Brienne Delaney, Director of Elections for the Marion County Election Board, said local officials would have no insight into Ingram’s status regarding the Hatch Act or his adherence to IHA internal policies.

CBS4 has been told that Ingram was granted a two-week grace period after informing IHA of his political aspirations, “to ensure a smooth transition,” and that Ingram’s version of the on-the-record January 28 conversation in which he confirmed his status as an employee and referred to negotiations with IHA HR about his pending resignation is at odds with the account reflected here.

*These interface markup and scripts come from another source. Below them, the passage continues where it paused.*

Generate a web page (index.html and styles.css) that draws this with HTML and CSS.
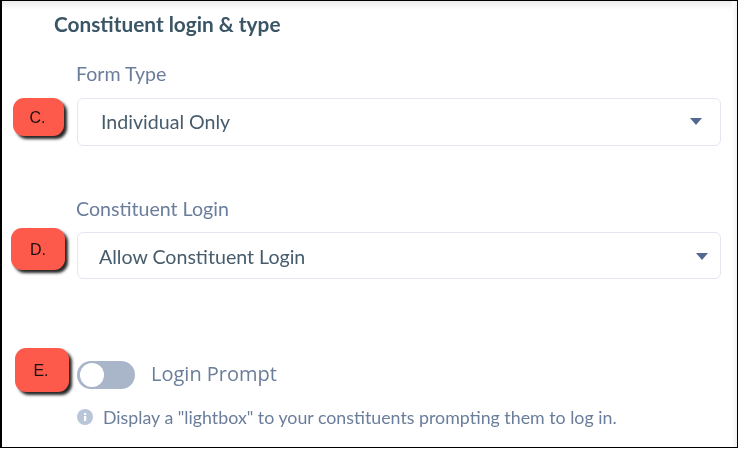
FILE: index.html
```html
<!DOCTYPE html>
<html lang="en">
<head>
<meta charset="utf-8">
<title>Constituent login &amp; type</title>
<link rel="stylesheet" href="styles.css">
</head>
<body>
<main class="frame">
  <h2 class="title">Constituent login &amp; type</h2>
  <section class="field field-type">
    <div class="label">Form Type</div>
    <div class="select select-type"><span>Individual Only</span><i class="caret"></i></div>
    <div class="badge badge-c">C.</div>
  </section>
  <section class="field field-login">
    <div class="label">Constituent Login</div>
    <div class="select select-login"><span>Allow Constituent Login</span><i class="caret"></i></div>
    <div class="badge badge-d">D.</div>
  </section>
  <section class="prompt">
    <div class="toggle-row">
      <div class="toggle"><span class="knob"></span></div>
      <span class="toggle-label">Login Prompt</span>
    </div>
    <div class="hint">
      <svg class="info" viewBox="0 0 16 16" width="16" height="16" aria-hidden="true"><circle cx="8" cy="8" r="8" fill="#b9c6da"/><rect x="7" y="7" width="2.2" height="5" fill="#fff"/><rect x="7" y="4" width="2.2" height="2" fill="#fff"/></svg>
      <span>Display a "lightbox" to your constituents prompting them to log in.</span>
    </div>
    <div class="badge badge-e">E.</div>
  </section>
</main>
</body>
</html>
```
FILE: styles.css
```css
html, body { margin: 0; padding: 0; background: #fff; }
body { width: 739px; height: 449px; overflow: hidden; font-family: Lato, sans-serif; }
.frame {
  box-sizing: border-box; width: 738px; height: 448px;
  border: 1px solid #000; border-left-width: 2px;
  padding: 13px 16px 0 52px;
  background:
    linear-gradient(#ececec, #fff 9px),
    #fff;
  position: relative;
}
.frame::after {
  content: ""; position: absolute; top: 0; right: 0; bottom: 0; width: 5px;
  background: linear-gradient(to right, #fff, #f0f0f0);
}
.frame > * { filter: blur(0.35px); }
.title { margin: 0; font-size: 20.8px; line-height: 20px; font-weight: 700; color: #3a5566; }
.field { position: relative; margin-left: 22px; }
.field-type { margin-top: 28px; }
.field-login { margin-top: 51px; }
.label { font-size: 19.6px; line-height: 24px; color: #6a7d9b; }
.select {
  box-sizing: border-box; height: 48px; margin-top: 12px; margin-left: 1px;
  border: 1px solid #e3e6f0; border-radius: 6px; background: #fff;
  display: flex; align-items: center; justify-content: space-between;
  font-size: 19.6px; color: #465c6c;
}
.select-type { padding: 0 18px 2px 23px; }
.select-login { padding: 2px 12px 0 21px; height: 47px; margin-top: 11px; }
.caret { width: 0; height: 0; border-left: 6px solid transparent; border-right: 6px solid transparent; border-top: 7px solid #52688f; }
.badge {
  box-sizing: border-box; padding-top: 2px;
  position: absolute; width: 51px; height: 38px; border-radius: 11px; background: #fd5a4c;
  box-shadow: 3px 3px 3px rgba(0,0,0,.85);
  display: flex; align-items: center; justify-content: center;
  font-family: "Liberation Sans", Arial, sans-serif; font-size: 16px; color: #1a1010;
}
.badge-c { left: -63px; top: 36px; padding-right: 2px; }
.badge-d { left: -65px; top: 31px; width: 54px; height: 42px; }
.badge-e { left: -62px; top: -13px; width: 54px; height: 44px; padding-right: 2px; }
.prompt { position: relative; margin: 82px 0 0 23px; }
.toggle-row { display: flex; align-items: center; gap: 16px; }
.toggle { width: 58px; height: 28px; border-radius: 14px; background: #a9b5c9; position: relative; }
.knob { position: absolute; left: 3px; top: 2px; width: 24px; height: 24px; border-radius: 50%; background: #fff; }
.toggle-label { padding-bottom: 2px; font-size: 20px; line-height: 26px; color: #6a7d9b; font-family: "Open Sans", sans-serif; }
.hint { display: flex; align-items: center; gap: 10px; margin-top: 19px; font-size: 17.8px; line-height: 18px; color: #6a7d9b; }
.info { flex: none; }
```
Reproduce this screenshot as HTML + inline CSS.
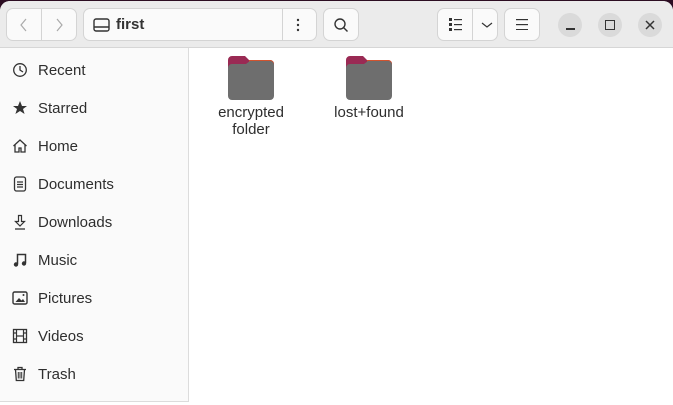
<!DOCTYPE html>
<html><head><meta charset="utf-8"><style>
*{margin:0;padding:0;box-sizing:border-box}
body{width:673px;height:405px;background:#2c0d22;font-family:"Liberation Sans","DejaVu Sans",sans-serif;position:relative;overflow:hidden}
.win{position:absolute;left:0;top:1px;width:673px;height:404px;background:#fff;border-radius:10px 10px 0 0;overflow:hidden}
.hdr{position:absolute;left:0;top:0;width:673px;height:47px;background:#ebebeb;border-bottom:1px solid #d6d6d6}
.btn{position:absolute;top:7px;height:33px;background:#fafafa;border:1px solid #d4d4d4;border-radius:7px}
.side{position:absolute;left:0;top:47px;width:189px;height:354px;background:#fafafa;border-right:1px solid #dcdcdc;border-bottom:1px solid #dcdcdc}
.item{position:absolute;left:12px;height:20px;font-size:15px;color:#2e2e2e;line-height:20px}
.item svg{position:absolute;left:0;top:2px}
.item span{position:absolute;left:26px;top:1px;white-space:nowrap}
.circ{position:absolute;top:12px;width:24px;height:24px;border-radius:50%;background:#dadada}
.lbl{position:absolute;font-size:15px;color:#2e2e2e;text-align:center;line-height:17px}
</style></head><body>
<div class="win">
<div class="hdr">
 <div class="btn" style="left:6px;width:71px"><div style="position:absolute;left:34px;top:0;width:1px;height:31px;background:#d4d4d4"></div>
  <svg style="position:absolute;left:12px;top:8px" width="10" height="16"><path d="M7 2L2 8l5 6" stroke="#aaa" fill="none" stroke-width="1.2"/></svg>
  <svg style="position:absolute;left:47px;top:8px" width="10" height="16"><path d="M3 2l5 6-5 6" stroke="#aaa" fill="none" stroke-width="1.2"/></svg></div>
 <div class="btn" style="left:83px;width:234px"><div style="position:absolute;left:198px;top:0;width:1px;height:31px;background:#d4d4d4"></div>
  <svg style="position:absolute;left:9px;top:9px" width="18" height="15"><rect x="1" y="1" width="15" height="12" rx="2" fill="none" stroke="#333" stroke-width="1.4"/><line x1="1" y1="9" x2="16" y2="9" stroke="#333" stroke-width="1.4"/></svg>
  <span style="position:absolute;left:32px;top:7px;font-size:15px;font-weight:bold;color:#333">first</span>
  <svg style="position:absolute;left:212px;top:9px" width="4" height="14"><circle cx="2" cy="2" r="1.2" fill="#333"/><circle cx="2" cy="7" r="1.2" fill="#333"/><circle cx="2" cy="12" r="1.2" fill="#333"/></svg></div>
 <div class="btn" style="left:323px;width:36px"><svg style="position:absolute;left:9px;top:8px" width="16" height="16"><circle cx="7" cy="7" r="5" fill="none" stroke="#333" stroke-width="1.4"/><line x1="10.5" y1="10.5" x2="14.5" y2="14.5" stroke="#333" stroke-width="1.4"/></svg></div>
 <div class="btn" style="left:437px;width:61px"><div style="position:absolute;left:34px;top:0;width:1px;height:31px;background:#d4d4d4"></div>
  <svg style="position:absolute;left:11px;top:9px" width="14" height="13"><g fill="#333"><rect x="0" y="0" width="3" height="3"/><rect x="0" y="5" width="3" height="3"/><rect x="0" y="10" width="3" height="3"/><rect x="5" y="1" width="8" height="1.2"/><rect x="5" y="6" width="8" height="1.2"/><rect x="5" y="11" width="8" height="1.2"/></g></svg>
  <svg style="position:absolute;left:43px;top:12px" width="12" height="8"><path d="M1 2l5 4 5-4" stroke="#333" fill="none" stroke-width="1.2"/></svg></div>
 <div class="btn" style="left:504px;width:36px"><svg style="position:absolute;left:11px;top:10px" width="13" height="11"><g fill="#333"><rect y="0" width="12" height="1.2"/><rect y="5" width="12" height="1.2"/><rect y="10" width="12" height="1.2"/></g></svg></div>
 <div class="circ" style="left:558px"><div style="position:absolute;left:8px;top:15px;width:9px;height:1.5px;background:#333"></div></div>
 <div class="circ" style="left:598px"><div style="position:absolute;left:7px;top:7px;width:10px;height:10px;border:1.4px solid #333"></div></div>
 <div class="circ" style="left:638px"><svg style="position:absolute;left:7px;top:7px" width="10" height="10"><path d="M1 1l8 8M9 1l-8 8" stroke="#333" stroke-width="1.5"/></svg></div>
</div>
<div class="side">
 <div class="item" style="top:12px"><svg width="16" height="16"><circle cx="8" cy="8" r="6.3" fill="none" stroke="#333" stroke-width="1.3"/><path d="M8 4v4l3 2" stroke="#333" fill="none" stroke-width="1.3"/></svg><span>Recent</span></div>
 <div class="item" style="top:50px"><svg width="16" height="16"><path d="M8 1l2 5h5l-4 3 1.6 5L8 11l-4.6 3L5 9 1 6h5z" fill="#333"/></svg><span>Starred</span></div>
 <div class="item" style="top:88px"><svg width="16" height="16"><path d="M1.5 8L8 2l6.5 6M3 7v7h4v-4h2v4h4V7" fill="none" stroke="#333" stroke-width="1.3"/></svg><span>Home</span></div>
 <div class="item" style="top:126px"><svg width="16" height="16"><rect x="2.5" y="1" width="11" height="14" rx="2" fill="none" stroke="#333" stroke-width="1.3"/><path d="M5 6h6M5 8.5h6M5 11h6" stroke="#333" stroke-width="1.2"/></svg><span>Documents</span></div>
 <div class="item" style="top:164px"><svg width="16" height="16"><path d="M6.5 1.5h3v6h3L8 12 3.5 7.5h3z" fill="none" stroke="#333" stroke-width="1.2"/><path d="M3 15h10" stroke="#333" stroke-width="1.3"/></svg><span>Downloads</span></div>
 <div class="item" style="top:202px"><svg width="16" height="16"><path d="M5.5 12V2.5h8V11" fill="none" stroke="#333" stroke-width="1.5"/><circle cx="4" cy="12.5" r="2.2" fill="#333"/><circle cx="12" cy="11.5" r="2.2" fill="#333"/></svg><span>Music</span></div>
 <div class="item" style="top:240px"><svg width="16" height="16"><rect x="1" y="2" width="14" height="12" rx="1.5" fill="none" stroke="#333" stroke-width="1.4"/><path d="M3.5 12l3.5-4 2.5 2.5 1.5-1.5 2 3z" fill="#333"/><circle cx="11.5" cy="5" r="1" fill="#333"/></svg><span>Pictures</span></div>
 <div class="item" style="top:278px"><svg width="16" height="16"><rect x="1.5" y="1.5" width="13" height="13" fill="none" stroke="#333" stroke-width="1.3"/><path d="M4.5 1.5v13M11.5 1.5v13M4.5 8h7M1.5 5h3M1.5 11h3M11.5 5h3M11.5 11h3" stroke="#333" stroke-width="1.2"/></svg><span>Videos</span></div>
 <div class="item" style="top:316px"><svg width="16" height="16"><path d="M2 3.5h12M6 3.5V1.5h4v2M3.5 3.5l.8 11h7.4l.8-11" fill="none" stroke="#333" stroke-width="1.3"/><path d="M6.3 6v6.5M8 6v6.5M9.7 6v6.5" stroke="#333" stroke-width="1"/></svg><span>Trash</span></div>
</div>
<svg style="position:absolute;left:228px;top:55px" width="46" height="44"><path d="M0 4a4 4 0 0 1 4-4h13l4 4h21a4 4 0 0 1 4 4v6H0z" fill="#9a2a54"/><path d="M21 4h21a4 4 0 0 1 4 4v6H21z" fill="#d2532e"/><path d="M0 12a4 4 0 0 1 4-4h14l4-3h20a4 4 0 0 1 4 4v31a4 4 0 0 1-4 4H4a4 4 0 0 1-4-4z" fill="#6e6e6e"/></svg>
<svg style="position:absolute;left:346px;top:55px" width="46" height="44"><path d="M0 4a4 4 0 0 1 4-4h13l4 4h21a4 4 0 0 1 4 4v6H0z" fill="#9a2a54"/><path d="M21 4h21a4 4 0 0 1 4 4v6H21z" fill="#d2532e"/><path d="M0 12a4 4 0 0 1 4-4h14l4-3h20a4 4 0 0 1 4 4v31a4 4 0 0 1-4 4H4a4 4 0 0 1-4-4z" fill="#6e6e6e"/></svg>
<div class="lbl" style="left:201px;top:103px;width:100px">encrypted<br>folder</div>
<div class="lbl" style="left:319px;top:103px;width:100px">lost+found</div>
</div>
</body></html>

Ingram’s departure comes as Mayor Hogsett is poised to name a new IHA Executive Director by the end of the week, a reconstituted nine-member IHA Board of Commissioners is set to take office March 1, HUD has determined IHA to be in “non-compliance” regarding several financial controls which could lead to potential federal government monitoring or even takeover of the agency and IHA may soon surrender operations of four significant housing properties, several months after relinquishing management of two other sites, all while the Agency carries more than 130,000 potential residents on its waiting list and currently provides housing for 22,000 people in its apartments and Section 8 program as its occupancy rates slump and crime at IHA properties is on the rise.

There has been no official response from IHA regarding our inquiries.

As the Marion County Prosecutor and charged with investigating political corruption as well as monitoring the political interests of his own employees, Brizzi said he was acutely aware of the potential pitfalls that await a candidate, a supervisor or an agency that ignores the Hatch Act.

“His superiors who allowed this go on, again, they may be implicated in some way. This is something that is really under the purview of the Federal Bureau of Investigation, the U.S. Attorney’s office and I’m really surprised that they’re not looking at it.”